**What you are asked to do:** The data below should be printed in full, exactly, and without any of its images.

┄┄┄┄┄┄┄┄┄┄

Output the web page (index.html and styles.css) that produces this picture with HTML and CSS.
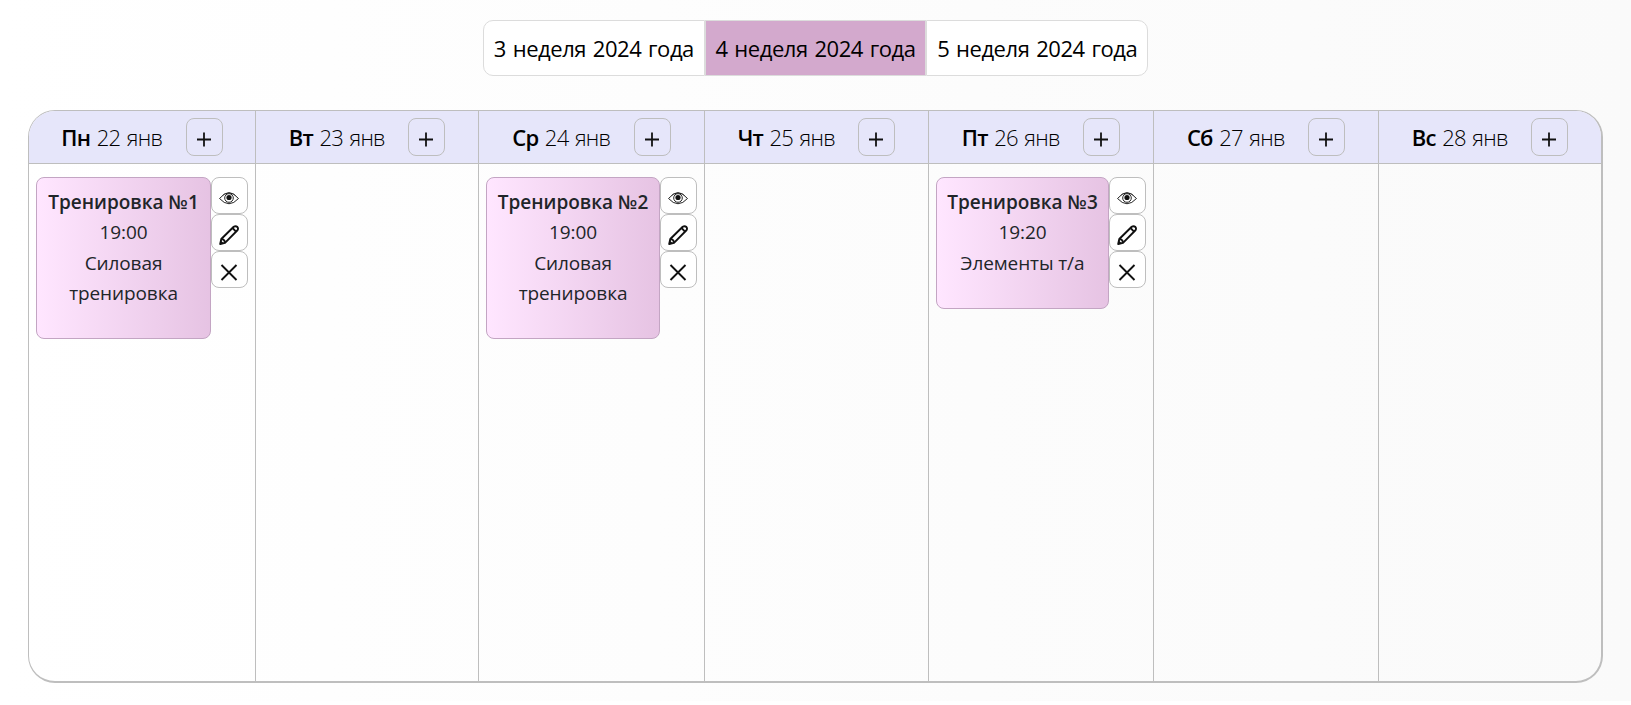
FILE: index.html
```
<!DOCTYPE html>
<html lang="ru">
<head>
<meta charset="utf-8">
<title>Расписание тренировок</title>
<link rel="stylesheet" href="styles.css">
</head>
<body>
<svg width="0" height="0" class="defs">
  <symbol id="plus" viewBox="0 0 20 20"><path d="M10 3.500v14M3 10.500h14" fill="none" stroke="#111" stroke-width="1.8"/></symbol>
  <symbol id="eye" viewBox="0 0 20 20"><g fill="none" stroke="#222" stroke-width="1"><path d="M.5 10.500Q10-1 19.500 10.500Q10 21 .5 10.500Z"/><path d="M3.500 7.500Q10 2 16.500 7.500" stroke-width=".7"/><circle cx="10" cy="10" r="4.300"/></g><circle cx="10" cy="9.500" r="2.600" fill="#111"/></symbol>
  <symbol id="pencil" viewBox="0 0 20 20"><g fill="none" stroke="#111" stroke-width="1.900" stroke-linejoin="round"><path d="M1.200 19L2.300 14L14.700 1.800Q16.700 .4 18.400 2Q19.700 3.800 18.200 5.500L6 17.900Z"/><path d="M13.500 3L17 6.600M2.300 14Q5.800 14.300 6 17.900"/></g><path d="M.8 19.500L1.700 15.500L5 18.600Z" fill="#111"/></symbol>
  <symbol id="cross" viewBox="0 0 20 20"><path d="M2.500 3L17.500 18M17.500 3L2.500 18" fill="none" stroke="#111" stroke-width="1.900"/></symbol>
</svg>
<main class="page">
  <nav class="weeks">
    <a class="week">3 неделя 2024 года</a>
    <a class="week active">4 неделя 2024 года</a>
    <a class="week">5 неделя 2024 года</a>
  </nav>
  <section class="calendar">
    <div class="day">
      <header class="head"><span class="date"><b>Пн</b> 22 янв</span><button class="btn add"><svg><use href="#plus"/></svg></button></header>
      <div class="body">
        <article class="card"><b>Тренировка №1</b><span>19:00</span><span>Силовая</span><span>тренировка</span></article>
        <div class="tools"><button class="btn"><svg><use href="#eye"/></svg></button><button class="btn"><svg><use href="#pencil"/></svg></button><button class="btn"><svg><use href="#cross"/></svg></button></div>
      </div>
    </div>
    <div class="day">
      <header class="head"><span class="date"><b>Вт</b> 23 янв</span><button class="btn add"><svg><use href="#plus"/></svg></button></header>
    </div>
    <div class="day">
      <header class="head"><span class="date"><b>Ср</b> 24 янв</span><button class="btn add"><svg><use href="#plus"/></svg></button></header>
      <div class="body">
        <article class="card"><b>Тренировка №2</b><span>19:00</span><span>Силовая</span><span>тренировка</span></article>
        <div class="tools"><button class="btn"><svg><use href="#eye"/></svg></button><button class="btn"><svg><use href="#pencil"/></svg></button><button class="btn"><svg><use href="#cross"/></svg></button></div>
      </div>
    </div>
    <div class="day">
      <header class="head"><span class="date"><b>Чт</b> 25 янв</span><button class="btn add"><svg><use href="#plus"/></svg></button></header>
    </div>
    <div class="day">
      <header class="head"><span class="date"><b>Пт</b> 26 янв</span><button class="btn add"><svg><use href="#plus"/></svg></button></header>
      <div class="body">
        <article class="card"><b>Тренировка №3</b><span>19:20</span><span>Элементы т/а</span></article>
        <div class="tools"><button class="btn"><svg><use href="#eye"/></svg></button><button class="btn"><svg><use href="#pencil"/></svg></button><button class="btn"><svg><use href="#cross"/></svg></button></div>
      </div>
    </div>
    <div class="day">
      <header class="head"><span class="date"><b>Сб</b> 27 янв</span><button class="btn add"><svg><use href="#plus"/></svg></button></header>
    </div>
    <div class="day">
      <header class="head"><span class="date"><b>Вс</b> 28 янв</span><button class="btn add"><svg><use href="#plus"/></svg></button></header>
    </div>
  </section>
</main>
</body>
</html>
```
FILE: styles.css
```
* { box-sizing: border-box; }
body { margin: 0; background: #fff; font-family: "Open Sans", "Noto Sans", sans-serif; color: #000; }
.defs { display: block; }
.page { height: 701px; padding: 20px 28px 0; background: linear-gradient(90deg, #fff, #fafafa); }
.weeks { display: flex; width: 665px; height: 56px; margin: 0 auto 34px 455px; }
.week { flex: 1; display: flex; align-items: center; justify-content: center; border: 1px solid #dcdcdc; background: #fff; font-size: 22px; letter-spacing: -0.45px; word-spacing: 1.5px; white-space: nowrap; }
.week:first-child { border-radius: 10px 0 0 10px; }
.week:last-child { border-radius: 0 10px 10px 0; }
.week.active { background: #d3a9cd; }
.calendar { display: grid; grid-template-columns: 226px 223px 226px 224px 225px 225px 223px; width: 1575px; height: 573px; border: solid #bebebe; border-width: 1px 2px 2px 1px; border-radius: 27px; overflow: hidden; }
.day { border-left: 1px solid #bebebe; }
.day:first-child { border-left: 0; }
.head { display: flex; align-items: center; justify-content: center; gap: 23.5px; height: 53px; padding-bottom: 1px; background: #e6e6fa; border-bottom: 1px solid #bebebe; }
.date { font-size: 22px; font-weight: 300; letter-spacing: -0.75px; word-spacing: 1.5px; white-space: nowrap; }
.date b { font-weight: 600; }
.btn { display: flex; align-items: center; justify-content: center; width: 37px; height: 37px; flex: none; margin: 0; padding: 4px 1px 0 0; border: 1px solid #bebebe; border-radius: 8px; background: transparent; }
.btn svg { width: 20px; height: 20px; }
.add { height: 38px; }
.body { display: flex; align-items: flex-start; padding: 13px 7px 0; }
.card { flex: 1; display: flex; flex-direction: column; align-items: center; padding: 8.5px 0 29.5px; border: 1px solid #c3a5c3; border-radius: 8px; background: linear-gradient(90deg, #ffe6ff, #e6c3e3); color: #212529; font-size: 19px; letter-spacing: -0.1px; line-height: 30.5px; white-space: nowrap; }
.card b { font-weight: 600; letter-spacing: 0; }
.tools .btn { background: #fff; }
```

┄┄┄┄┄┄┄┄┄┄

**Completed task:**
Output the web page (index.html and styles.css) that produces this picture with HTML and CSS.
FILE: index.html
```
<!DOCTYPE html>
<html lang="ru">
<head>
<meta charset="utf-8">
<title>Расписание тренировок</title>
<link rel="stylesheet" href="styles.css">
</head>
<body>
<svg width="0" height="0" class="defs">
  <symbol id="plus" viewBox="0 0 20 20"><path d="M10 3.500v14M3 10.500h14" fill="none" stroke="#111" stroke-width="1.8"/></symbol>
  <symbol id="eye" viewBox="0 0 20 20"><g fill="none" stroke="#222" stroke-width="1"><path d="M.5 10.500Q10-1 19.500 10.500Q10 21 .5 10.500Z"/><path d="M3.500 7.500Q10 2 16.500 7.500" stroke-width=".7"/><circle cx="10" cy="10" r="4.300"/></g><circle cx="10" cy="9.500" r="2.600" fill="#111"/></symbol>
  <symbol id="pencil" viewBox="0 0 20 20"><g fill="none" stroke="#111" stroke-width="1.900" stroke-linejoin="round"><path d="M1.200 19L2.300 14L14.700 1.800Q16.700 .4 18.400 2Q19.700 3.800 18.200 5.500L6 17.900Z"/><path d="M13.500 3L17 6.600M2.300 14Q5.800 14.300 6 17.900"/></g><path d="M.8 19.500L1.700 15.500L5 18.600Z" fill="#111"/></symbol>
  <symbol id="cross" viewBox="0 0 20 20"><path d="M2.500 3L17.500 18M17.500 3L2.500 18" fill="none" stroke="#111" stroke-width="1.900"/></symbol>
</svg>
<main class="page">
  <nav class="weeks">
    <a class="week">3 неделя 2024 года</a>
    <a class="week active">4 неделя 2024 года</a>
    <a class="week">5 неделя 2024 года</a>
  </nav>
  <section class="calendar">
    <div class="day">
      <header class="head"><span class="date"><b>Пн</b> 22 янв</span><button class="btn add"><svg><use href="#plus"/></svg></button></header>
      <div class="body">
        <article class="card"><b>Тренировка №1</b><span>19:00</span><span>Силовая</span><span>тренировка</span></article>
        <div class="tools"><button class="btn"><svg><use href="#eye"/></svg></button><button class="btn"><svg><use href="#pencil"/></svg></button><button class="btn"><svg><use href="#cross"/></svg></button></div>
      </div>
    </div>
    <div class="day">
      <header class="head"><span class="date"><b>Вт</b> 23 янв</span><button class="btn add"><svg><use href="#plus"/></svg></button></header>
    </div>
    <div class="day">
      <header class="head"><span class="date"><b>Ср</b> 24 янв</span><button class="btn add"><svg><use href="#plus"/></svg></button></header>
      <div class="body">
        <article class="card"><b>Тренировка №2</b><span>19:00</span><span>Силовая</span><span>тренировка</span></article>
        <div class="tools"><button class="btn"><svg><use href="#eye"/></svg></button><button class="btn"><svg><use href="#pencil"/></svg></button><button class="btn"><svg><use href="#cross"/></svg></button></div>
      </div>
    </div>
    <div class="day">
      <header class="head"><span class="date"><b>Чт</b> 25 янв</span><button class="btn add"><svg><use href="#plus"/></svg></button></header>
    </div>
    <div class="day">
      <header class="head"><span class="date"><b>Пт</b> 26 янв</span><button class="btn add"><svg><use href="#plus"/></svg></button></header>
      <div class="body">
        <article class="card"><b>Тренировка №3</b><span>19:20</span><span>Элементы т/а</span></article>
        <div class="tools"><button class="btn"><svg><use href="#eye"/></svg></button><button class="btn"><svg><use href="#pencil"/></svg></button><button class="btn"><svg><use href="#cross"/></svg></button></div>
      </div>
    </div>
    <div class="day">
      <header class="head"><span class="date"><b>Сб</b> 27 янв</span><button class="btn add"><svg><use href="#plus"/></svg></button></header>
    </div>
    <div class="day">
      <header class="head"><span class="date"><b>Вс</b> 28 янв</span><button class="btn add"><svg><use href="#plus"/></svg></button></header>
    </div>
  </section>
</main>
</body>
</html>
```
FILE: styles.css
```
* { box-sizing: border-box; }
body { margin: 0; background: #fff; font-family: "Open Sans", "Noto Sans", sans-serif; color: #000; }
.defs { display: block; }
.page { height: 701px; padding: 20px 28px 0; background: linear-gradient(90deg, #fff, #fafafa); }
.weeks { display: flex; width: 665px; height: 56px; margin: 0 auto 34px 455px; }
.week { flex: 1; display: flex; align-items: center; justify-content: center; border: 1px solid #dcdcdc; background: #fff; font-size: 22px; letter-spacing: -0.45px; word-spacing: 1.5px; white-space: nowrap; }
.week:first-child { border-radius: 10px 0 0 10px; }
.week:last-child { border-radius: 0 10px 10px 0; }
.week.active { background: #d3a9cd; }
.calendar { display: grid; grid-template-columns: 226px 223px 226px 224px 225px 225px 223px; width: 1575px; height: 573px; border: solid #bebebe; border-width: 1px 2px 2px 1px; border-radius: 27px; overflow: hidden; }
.day { border-left: 1px solid #bebebe; }
.day:first-child { border-left: 0; }
.head { display: flex; align-items: center; justify-content: center; gap: 23.5px; height: 53px; padding-bottom: 1px; background: #e6e6fa; border-bottom: 1px solid #bebebe; }
.date { font-size: 22px; font-weight: 300; letter-spacing: -0.75px; word-spacing: 1.5px; white-space: nowrap; }
.date b { font-weight: 600; }
.btn { display: flex; align-items: center; justify-content: center; width: 37px; height: 37px; flex: none; margin: 0; padding: 4px 1px 0 0; border: 1px solid #bebebe; border-radius: 8px; background: transparent; }
.btn svg { width: 20px; height: 20px; }
.add { height: 38px; }
.body { display: flex; align-items: flex-start; padding: 13px 7px 0; }
.card { flex: 1; display: flex; flex-direction: column; align-items: center; padding: 8.5px 0 29.5px; border: 1px solid #c3a5c3; border-radius: 8px; background: linear-gradient(90deg, #ffe6ff, #e6c3e3); color: #212529; font-size: 19px; letter-spacing: -0.1px; line-height: 30.5px; white-space: nowrap; }
.card b { font-weight: 600; letter-spacing: 0; }
.tools .btn { background: #fff; }
```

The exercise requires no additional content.